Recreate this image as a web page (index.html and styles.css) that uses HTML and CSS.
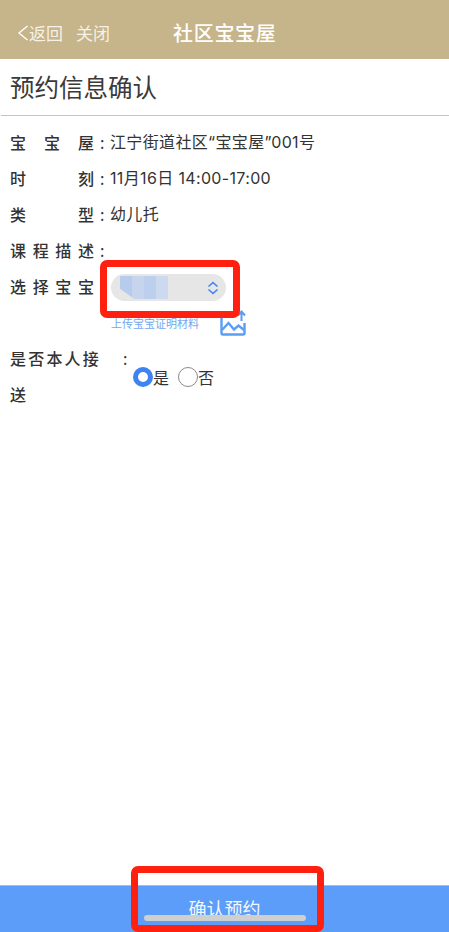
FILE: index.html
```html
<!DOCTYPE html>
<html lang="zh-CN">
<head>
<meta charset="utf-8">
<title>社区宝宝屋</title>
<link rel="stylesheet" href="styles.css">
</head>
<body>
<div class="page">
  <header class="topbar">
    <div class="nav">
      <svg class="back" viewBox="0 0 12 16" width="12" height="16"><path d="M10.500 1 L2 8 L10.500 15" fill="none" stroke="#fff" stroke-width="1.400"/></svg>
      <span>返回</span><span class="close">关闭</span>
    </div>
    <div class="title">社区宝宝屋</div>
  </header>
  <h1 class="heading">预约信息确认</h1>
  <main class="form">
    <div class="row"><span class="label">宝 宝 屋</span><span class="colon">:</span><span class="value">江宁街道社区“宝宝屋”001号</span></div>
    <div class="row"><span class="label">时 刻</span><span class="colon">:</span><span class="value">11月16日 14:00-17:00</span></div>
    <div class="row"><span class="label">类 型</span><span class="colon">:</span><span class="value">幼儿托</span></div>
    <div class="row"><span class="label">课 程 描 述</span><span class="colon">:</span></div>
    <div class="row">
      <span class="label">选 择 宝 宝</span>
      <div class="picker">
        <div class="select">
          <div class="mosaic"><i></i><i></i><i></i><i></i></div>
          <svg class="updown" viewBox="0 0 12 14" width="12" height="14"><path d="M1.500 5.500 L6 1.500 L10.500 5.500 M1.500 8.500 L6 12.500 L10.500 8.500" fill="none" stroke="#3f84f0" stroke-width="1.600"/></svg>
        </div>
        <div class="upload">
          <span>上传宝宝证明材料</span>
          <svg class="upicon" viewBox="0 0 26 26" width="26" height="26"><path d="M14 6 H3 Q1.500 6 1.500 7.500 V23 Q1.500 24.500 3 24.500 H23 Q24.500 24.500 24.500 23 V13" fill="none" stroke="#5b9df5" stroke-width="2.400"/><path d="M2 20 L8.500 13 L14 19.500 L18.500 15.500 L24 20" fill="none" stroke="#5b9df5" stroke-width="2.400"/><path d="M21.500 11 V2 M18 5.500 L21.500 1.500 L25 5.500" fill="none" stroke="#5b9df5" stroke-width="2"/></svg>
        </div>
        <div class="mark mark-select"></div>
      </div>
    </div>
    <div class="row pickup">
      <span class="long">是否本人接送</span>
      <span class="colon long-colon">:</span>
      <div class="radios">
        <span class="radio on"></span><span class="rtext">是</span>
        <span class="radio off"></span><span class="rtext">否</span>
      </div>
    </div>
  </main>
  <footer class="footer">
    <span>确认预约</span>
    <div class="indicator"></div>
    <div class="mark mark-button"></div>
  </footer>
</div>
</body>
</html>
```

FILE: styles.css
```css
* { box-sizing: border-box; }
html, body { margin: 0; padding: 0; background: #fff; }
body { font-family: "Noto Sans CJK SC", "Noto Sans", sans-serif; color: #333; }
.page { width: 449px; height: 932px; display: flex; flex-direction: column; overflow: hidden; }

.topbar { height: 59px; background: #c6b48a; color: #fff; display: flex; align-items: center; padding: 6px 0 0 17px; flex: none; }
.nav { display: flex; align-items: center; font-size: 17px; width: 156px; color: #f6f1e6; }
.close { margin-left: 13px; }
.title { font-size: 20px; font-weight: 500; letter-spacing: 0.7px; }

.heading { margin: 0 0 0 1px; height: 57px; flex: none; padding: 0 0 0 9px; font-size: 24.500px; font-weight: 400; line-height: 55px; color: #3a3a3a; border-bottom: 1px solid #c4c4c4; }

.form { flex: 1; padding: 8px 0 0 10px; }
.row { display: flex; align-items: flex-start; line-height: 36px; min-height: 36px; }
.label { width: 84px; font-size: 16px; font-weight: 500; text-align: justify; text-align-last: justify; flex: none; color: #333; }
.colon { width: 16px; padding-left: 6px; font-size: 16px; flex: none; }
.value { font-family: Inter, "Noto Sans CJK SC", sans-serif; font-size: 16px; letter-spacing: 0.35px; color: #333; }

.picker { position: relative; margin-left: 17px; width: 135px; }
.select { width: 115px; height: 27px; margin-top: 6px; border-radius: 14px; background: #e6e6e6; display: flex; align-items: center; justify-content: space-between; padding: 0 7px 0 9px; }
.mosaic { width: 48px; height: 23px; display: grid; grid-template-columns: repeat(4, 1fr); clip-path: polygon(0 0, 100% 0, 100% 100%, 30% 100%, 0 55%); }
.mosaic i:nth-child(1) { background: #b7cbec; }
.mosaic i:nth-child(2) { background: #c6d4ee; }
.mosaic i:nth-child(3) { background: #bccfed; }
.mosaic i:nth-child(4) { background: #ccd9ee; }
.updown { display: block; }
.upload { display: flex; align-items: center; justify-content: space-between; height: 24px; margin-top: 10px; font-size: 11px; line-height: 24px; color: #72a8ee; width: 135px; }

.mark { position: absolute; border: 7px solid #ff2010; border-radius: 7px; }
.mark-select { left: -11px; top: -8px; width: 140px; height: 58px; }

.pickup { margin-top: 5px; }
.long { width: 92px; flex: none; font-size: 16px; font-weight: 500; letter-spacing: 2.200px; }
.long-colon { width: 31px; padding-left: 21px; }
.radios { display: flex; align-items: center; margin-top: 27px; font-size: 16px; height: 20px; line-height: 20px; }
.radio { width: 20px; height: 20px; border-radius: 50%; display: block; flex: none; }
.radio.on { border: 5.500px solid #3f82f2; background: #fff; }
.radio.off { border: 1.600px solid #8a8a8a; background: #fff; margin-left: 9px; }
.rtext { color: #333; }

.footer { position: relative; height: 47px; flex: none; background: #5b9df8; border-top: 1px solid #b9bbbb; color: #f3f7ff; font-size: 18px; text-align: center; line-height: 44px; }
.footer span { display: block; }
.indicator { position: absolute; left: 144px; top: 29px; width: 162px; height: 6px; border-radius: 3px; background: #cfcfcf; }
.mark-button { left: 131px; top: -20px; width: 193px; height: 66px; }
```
=-=-=-=-=
• _To be done_
Word for word, quote the full listing, omitting every picture.

• _Task answer_
Recreate this image as a web page (index.html and styles.css) that uses HTML and CSS.
FILE: index.html
```html
<!DOCTYPE html>
<html lang="zh-CN">
<head>
<meta charset="utf-8">
<title>社区宝宝屋</title>
<link rel="stylesheet" href="styles.css">
</head>
<body>
<div class="page">
  <header class="topbar">
    <div class="nav">
      <svg class="back" viewBox="0 0 12 16" width="12" height="16"><path d="M10.500 1 L2 8 L10.500 15" fill="none" stroke="#fff" stroke-width="1.400"/></svg>
      <span>返回</span><span class="close">关闭</span>
    </div>
    <div class="title">社区宝宝屋</div>
  </header>
  <h1 class="heading">预约信息确认</h1>
  <main class="form">
    <div class="row"><span class="label">宝 宝 屋</span><span class="colon">:</span><span class="value">江宁街道社区“宝宝屋”001号</span></div>
    <div class="row"><span class="label">时 刻</span><span class="colon">:</span><span class="value">11月16日 14:00-17:00</span></div>
    <div class="row"><span class="label">类 型</span><span class="colon">:</span><span class="value">幼儿托</span></div>
    <div class="row"><span class="label">课 程 描 述</span><span class="colon">:</span></div>
    <div class="row">
      <span class="label">选 择 宝 宝</span>
      <div class="picker">
        <div class="select">
          <div class="mosaic"><i></i><i></i><i></i><i></i></div>
          <svg class="updown" viewBox="0 0 12 14" width="12" height="14"><path d="M1.500 5.500 L6 1.500 L10.500 5.500 M1.500 8.500 L6 12.500 L10.500 8.500" fill="none" stroke="#3f84f0" stroke-width="1.600"/></svg>
        </div>
        <div class="upload">
          <span>上传宝宝证明材料</span>
          <svg class="upicon" viewBox="0 0 26 26" width="26" height="26"><path d="M14 6 H3 Q1.500 6 1.500 7.500 V23 Q1.500 24.500 3 24.500 H23 Q24.500 24.500 24.500 23 V13" fill="none" stroke="#5b9df5" stroke-width="2.400"/><path d="M2 20 L8.500 13 L14 19.500 L18.500 15.500 L24 20" fill="none" stroke="#5b9df5" stroke-width="2.400"/><path d="M21.500 11 V2 M18 5.500 L21.500 1.500 L25 5.500" fill="none" stroke="#5b9df5" stroke-width="2"/></svg>
        </div>
        <div class="mark mark-select"></div>
      </div>
    </div>
    <div class="row pickup">
      <span class="long">是否本人接送</span>
      <span class="colon long-colon">:</span>
      <div class="radios">
        <span class="radio on"></span><span class="rtext">是</span>
        <span class="radio off"></span><span class="rtext">否</span>
      </div>
    </div>
  </main>
  <footer class="footer">
    <span>确认预约</span>
    <div class="indicator"></div>
    <div class="mark mark-button"></div>
  </footer>
</div>
</body>
</html>
```

FILE: styles.css
```css
* { box-sizing: border-box; }
html, body { margin: 0; padding: 0; background: #fff; }
body { font-family: "Noto Sans CJK SC", "Noto Sans", sans-serif; color: #333; }
.page { width: 449px; height: 932px; display: flex; flex-direction: column; overflow: hidden; }

.topbar { height: 59px; background: #c6b48a; color: #fff; display: flex; align-items: center; padding: 6px 0 0 17px; flex: none; }
.nav { display: flex; align-items: center; font-size: 17px; width: 156px; color: #f6f1e6; }
.close { margin-left: 13px; }
.title { font-size: 20px; font-weight: 500; letter-spacing: 0.7px; }

.heading { margin: 0 0 0 1px; height: 57px; flex: none; padding: 0 0 0 9px; font-size: 24.500px; font-weight: 400; line-height: 55px; color: #3a3a3a; border-bottom: 1px solid #c4c4c4; }

.form { flex: 1; padding: 8px 0 0 10px; }
.row { display: flex; align-items: flex-start; line-height: 36px; min-height: 36px; }
.label { width: 84px; font-size: 16px; font-weight: 500; text-align: justify; text-align-last: justify; flex: none; color: #333; }
.colon { width: 16px; padding-left: 6px; font-size: 16px; flex: none; }
.value { font-family: Inter, "Noto Sans CJK SC", sans-serif; font-size: 16px; letter-spacing: 0.35px; color: #333; }

.picker { position: relative; margin-left: 17px; width: 135px; }
.select { width: 115px; height: 27px; margin-top: 6px; border-radius: 14px; background: #e6e6e6; display: flex; align-items: center; justify-content: space-between; padding: 0 7px 0 9px; }
.mosaic { width: 48px; height: 23px; display: grid; grid-template-columns: repeat(4, 1fr); clip-path: polygon(0 0, 100% 0, 100% 100%, 30% 100%, 0 55%); }
.mosaic i:nth-child(1) { background: #b7cbec; }
.mosaic i:nth-child(2) { background: #c6d4ee; }
.mosaic i:nth-child(3) { background: #bccfed; }
.mosaic i:nth-child(4) { background: #ccd9ee; }
.updown { display: block; }
.upload { display: flex; align-items: center; justify-content: space-between; height: 24px; margin-top: 10px; font-size: 11px; line-height: 24px; color: #72a8ee; width: 135px; }

.mark { position: absolute; border: 7px solid #ff2010; border-radius: 7px; }
.mark-select { left: -11px; top: -8px; width: 140px; height: 58px; }

.pickup { margin-top: 5px; }
.long { width: 92px; flex: none; font-size: 16px; font-weight: 500; letter-spacing: 2.200px; }
.long-colon { width: 31px; padding-left: 21px; }
.radios { display: flex; align-items: center; margin-top: 27px; font-size: 16px; height: 20px; line-height: 20px; }
.radio { width: 20px; height: 20px; border-radius: 50%; display: block; flex: none; }
.radio.on { border: 5.500px solid #3f82f2; background: #fff; }
.radio.off { border: 1.600px solid #8a8a8a; background: #fff; margin-left: 9px; }
.rtext { color: #333; }

.footer { position: relative; height: 47px; flex: none; background: #5b9df8; border-top: 1px solid #b9bbbb; color: #f3f7ff; font-size: 18px; text-align: center; line-height: 44px; }
.footer span { display: block; }
.indicator { position: absolute; left: 144px; top: 29px; width: 162px; height: 6px; border-radius: 3px; background: #cfcfcf; }
.mark-button { left: 131px; top: -20px; width: 193px; height: 66px; }
```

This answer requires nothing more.